The informant added that you can’t say the name Macbeth in the theatre. He said that instead, you’re to refer to it as “The Scottish Play” (and the king as “The Scottish King” and queen as “The Scottish Queen”). He said that everyone in theatre will tell you this, (so he can’t remember where he originally heard it, but he hears it frequently). The informant follows protocol and uses the title “The Scottish Play.”

A teacher he worked with at Santa Monica College “freaked out” when they said they wanted to produce Macbeth, and she directed them to take themselves outside, spin around three times, and spit over their shoulders. The informant said people are very serious about this.

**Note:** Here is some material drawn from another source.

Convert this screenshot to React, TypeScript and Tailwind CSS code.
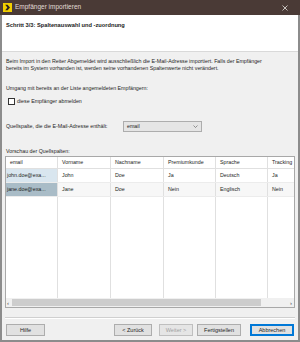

During his production of Macbeth, he had a tenant that refused to leave and was not paying him rent (she was a friend of the informant), but a lease had been signed for another person to move in. He also had a rough time with the director, who had also threatened a lawsuit against one of the actors and well as against the informant.

I’ve heard of this superstition often throughout school where the play is frequently read in classes and performed by theatre students, but the specificities of this telling of it (the squatting renter and the lawsuit-threatening-director) add to the belief. It’s the little things that individuals add to the larger superstition that make it powerful and give it truth value.